A few critics have objected that they would not like to live in such a compartment themselves-they feel that it would stifle them or give them claustrophobia.  The baby obviously does not share in this opinion.  The compartment is well ventilated and much more spacious than a Pullman berth, considering the size of the occupant.  The baby cannot get out, of course, but that is true of a crib as well.  There is less actual restraint in the compartment because the baby is freer to move about.  The plain fact is that she is perfectly happy.  She has never tried to get out nor resisted being put back in, and that seems to be the final test. 

Another early objection was that the baby would be socially starved and robbed of the affection and mother love, which she needs.  This has simply not been true.  The compartment does not ostracize the baby.  The large window is no more of a social barrier than the bars of a crib.  The baby follows what is going on in the room, smiles at passers-by, plays “peek-a-boo” games, and obviously delights in company.  And she is handled, talked to, and played with whenever she is changed or fed, and each afternoon during a play period, which is becoming longer as she grows older. 

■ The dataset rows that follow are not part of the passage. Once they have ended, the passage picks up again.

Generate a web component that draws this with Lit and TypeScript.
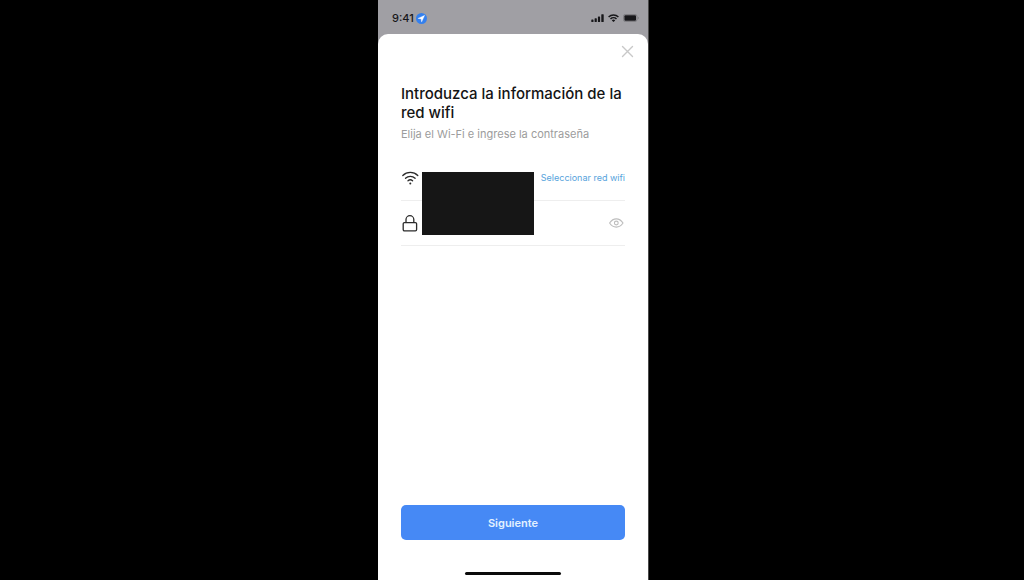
import { LitElement, html, css } from "lit";
import { customElement, state } from "lit/decorators.js";

@customElement("status-bar")
class StatusBar extends LitElement {
  static styles = css`
    :host {
      display: flex;
      align-items: center;
      height: 34px;
      padding: 2px 9px 0 14px;
      box-sizing: border-box;
      color: #17171a;
    }
    .time {
      font-size: 11px;
      line-height: 14px;
      font-weight: 500;
    }
    .location {
      margin-left: 2px;
    }
    .signals {
      display: flex;
      align-items: center;
      gap: 4px;
      margin-left: auto;
    }
    svg {
      display: block;
    }
  `;

  render() {
    return html`
      <span class="time">9:41</span>
      <svg class="location" width="11" height="11" viewBox="0 0 11 11" aria-hidden="true">
        <circle cx="5.5" cy="5.5" r="5.5" fill="#3480ee" />
        <path d="M8.7 2.3 1.9 5.4l3.2.5.5 3.2z" fill="#fff" stroke="#fff" stroke-width="0.3" />
      </svg>
      <div class="signals">
        <svg width="13" height="8" viewBox="0 0 13 8" fill="currentColor" aria-hidden="true">
          <rect x="0.3" y="5.4" width="2.2" height="2.6" rx="0.6" />
          <rect x="3.6" y="4.2" width="2.2" height="3.8" rx="0.6" />
          <rect x="6.9" y="2.4" width="2.2" height="5.6" rx="0.6" />
          <rect x="10.3" y="0.2" width="2.4" height="7.8" rx="0.6" />
        </svg>
        <svg width="11" height="8" viewBox="0 0 11 8" fill="none" stroke="currentColor" stroke-width="1.5" aria-hidden="true">
          <path d="M.6 3a7 7 0 0 1 9.8 0M2.5 5a4.300 4.300 0 0 1 6 0" />
          <path d="M3.800 6.400a2.400 2.400 0 0 1 3.400 0L5.500 8z" fill="currentColor" stroke="none" />
        </svg>
        <svg width="16" height="8" viewBox="0 0 16 8" aria-hidden="true">
          <rect x="0.5" y="0.5" width="13.4" height="7" rx="1.8" fill="none" stroke="#77777b" stroke-width="0.8" />
          <rect x="1.4" y="1.3" width="11.6" height="5.4" rx="1" fill="currentColor" />
          <path d="M14.8 2.8v2.4q.9-.4.9-1.2t-.9-1.2" fill="#77777b" />
        </svg>
      </div>
    `;
  }
}

@customElement("wifi-form")
class WifiForm extends LitElement {
  static styles = css`
    :host {
      display: flex;
      flex-direction: column;
      flex: 1;
      box-sizing: border-box;
      border-radius: 10px 10px 0 0;
      background: #fff;
    }
    button,
    input {
      font: inherit;
      border: 0;
      padding: 0;
      margin: 0;
      background: none;
      color: inherit;
    }
    button {
      cursor: pointer;
    }
    svg {
      display: block;
    }
    .close {
      align-self: flex-end;
      margin: 11px 14px 0 0;
    }
    form {
      display: flex;
      flex-direction: column;
      flex: 1;
      padding: 26px 23px 0;
    }
    h1 {
      margin: 0;
      font-size: 15px;
      line-height: 19px;
      font-weight: 500;
      color: #141414;
    }
    .hint {
      margin: 5px 0 0;
      font-size: 11px;
      line-height: 14px;
      color: #9c9c9c;
    }
    .fields {
      position: relative;
      margin-top: 15px;
    }
    .row {
      display: flex;
      align-items: center;
      height: 45px;
      box-sizing: border-box;
      border-bottom: 1px solid #eeeeee;
    }
    .row label {
      flex: none;
      color: #2b2b2b;
    }
    .row input {
      flex: 1;
      min-width: 0;
      margin: 0 6px;
      height: 24px;
      font-size: 11px;
      outline: none;
    }
    .select {
      flex: none;
      font-size: 9px;
      line-height: 12px;
      color: #57a3dc;
      text-decoration: none;
    }
    .redacted {
      position: absolute;
      left: 21px;
      top: 16px;
      width: 112px;
      height: 63px;
      background: #161616;
    }
    .next {
      height: 35px;
      margin-top: auto;
      border-radius: 5px;
      background: #4689f5;
      color: #e2f1ff;
      font-size: 11px;
      font-weight: 600;
    }
    .home {
      width: 96px;
      height: 3px;
      margin: 32px auto 5px;
      border-radius: 2px;
      background: #0b0b0b;
    }
  `;

  @state() private revealed = false;

  render() {
    return html`
      <button class="close" type="button" aria-label="Cerrar">
        <svg width="13" height="13" viewBox="0 0 13 13" fill="none" stroke="#c8c8c8" stroke-width="1.4" stroke-linecap="round">
          <path d="m1.500 1.500 10 10m0-10-10 10" />
        </svg>
      </button>
      <form @submit=${(e: Event) => e.preventDefault()}>
        <h1>Introduzca la información de la red wifi</h1>
        <p class="hint">Elija el Wi-Fi e ingrese la contraseña</p>
        <div class="fields">
          <div class="row">
            <label for="network" aria-label="Red wifi">
              <svg width="18" height="14" viewBox="0 0 18 14" fill="none" stroke="currentColor" stroke-width="1.3" stroke-linecap="round">
                <path d="M1.8 4.500a10.600 10.600 0 0 1 15 0M4.500 7.300a6.800 6.800 0 0 1 9.600 0M7 9.800a3.500 3.500 0 0 1 4.600 0" />
                <circle cx="9.300" cy="12.500" r="1" fill="currentColor" stroke="none" />
              </svg>
            </label>
            <input id="network" type="text" />
            <a class="select" href="#redes">Seleccionar red wifi</a>
          </div>
          <div class="row">
            <label for="password" aria-label="Contraseña">
              <svg width="18" height="18" viewBox="0 0 18 18" fill="none" stroke="currentColor" stroke-width="1.3">
                <rect x="2.200" y="8.600" width="13.400" height="8.200" rx="1.200" />
                <path d="M5 8.400V5.600a3.900 3.900 0 0 1 7.800 0v2.800" />
              </svg>
            </label>
            <input id="password" type=${this.revealed ? "text" : "password"} />
            <button
              type="button"
              aria-label="Mostrar contraseña"
              @click=${() => (this.revealed = !this.revealed)}
            >
              <svg width="16" height="10" viewBox="0 0 16 10" fill="none" stroke="#bdbdbd" stroke-width="1.100">
                <path d="M.6 5C2.400 2.300 4.600.9 7.300.9S12.200 2.300 14 5C12.200 7.700 10 9.100 7.300 9.100S2.400 7.700.6 5z" />
                <circle cx="7.300" cy="5" r="1.900" />
              </svg>
            </button>
          </div>
          <div class="redacted"></div>
        </div>
        <button class="next" type="submit">Siguiente</button>
        <div class="home"></div>
      </form>
    `;
  }
}

@customElement("app-root")
class AppRoot extends LitElement {
  static styles = css`
    :host {
      display: flex;
      justify-content: center;
      min-height: 100vh;
      padding-left: 2px;
      box-sizing: border-box;
      background: #000;
      font-family: Inter, "Liberation Sans", sans-serif;
    }
    .phone {
      display: flex;
      flex-direction: column;
      width: 100%;
      max-width: 270px;
      background: #a09fa4;
      box-shadow: 1px 0 #4a4a4a;
    }
  `;

  render() {
    return html`
      <main class="phone">
        <status-bar></status-bar>
        <wifi-form></wifi-form>
      </main>
    `;
  }
}
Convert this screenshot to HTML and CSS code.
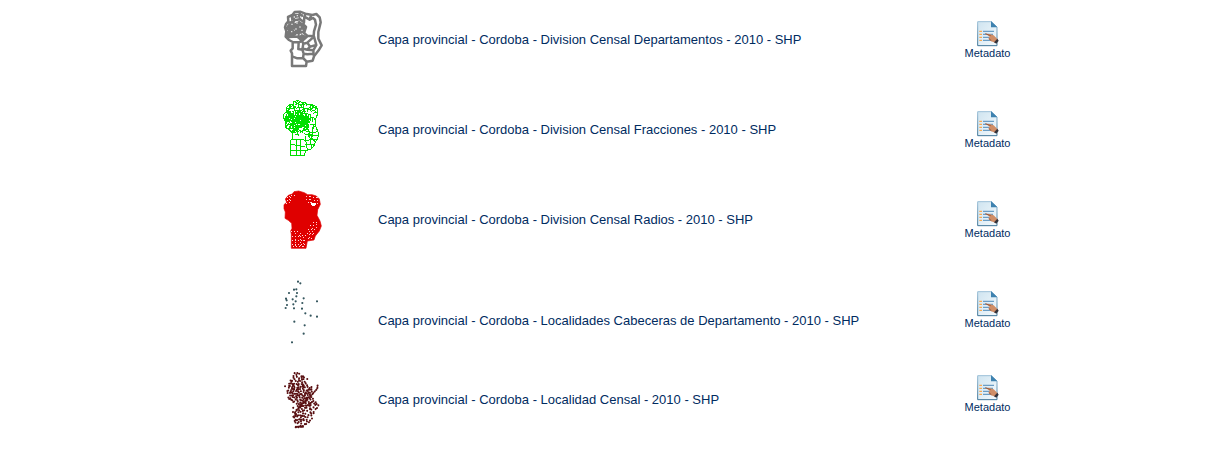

The fact is that a baby will probably get more love and affection when it is easily cared for, because the mother is likely to feel overworked and resentful of the demands made upon her.  She will express her love in a practical way and give the baby genuinely affectionate care. 

It is common practice to advise the troubled mother to be patient and tender and to enjoy her baby.  And, of course, that is what any baby needs.  But is is the exceptional mother who can fill this prescription upon demand, especially if there are other children in the family and she has no help.  We need to go one step further and teat the mother with affection also.  Simplified childcare will give mother love a chance. 
 
 

A similar complaint was that such an apparatus would encourage neglect.  But easier care is sure to be better care.  The mother will resist the temptation to put the baby back into a damp bed if she can conjure up a dry one in five seconds.  She may very well spend less time with her baby, but babies do not suffer from being left alone but only from the discomforts, which arise from being, left alone in the ordinary crib. 

How long do we intend to keep the baby in the compartment?  The baby will answer that in time, but almost certainly until she is two years old, or perhaps three.  After the first year of course, she will spend a fair part of each day in a playpen or out of doors.  The compartment takes the place of a crib and will get about the same use.  Eventually it will serve as sleeping quarters only. 

We cannot, of course, guarantee that every baby raised in this way will thrive so successfully.  But there is a plausible connection between health and happiness and the surroundings we have provided, and I am quite sure that our success is not an accident.  The experiment should, of course, be repeated again and again with different babies and different parents.  One case is enough, however, to disprove the flat assertion that it can’t be done.  At least we have shown that a moderate and inexpensive mechanization of baby care will yield a tremendous saving in time and trouble, without harm to the child and probably to its lasting advantage.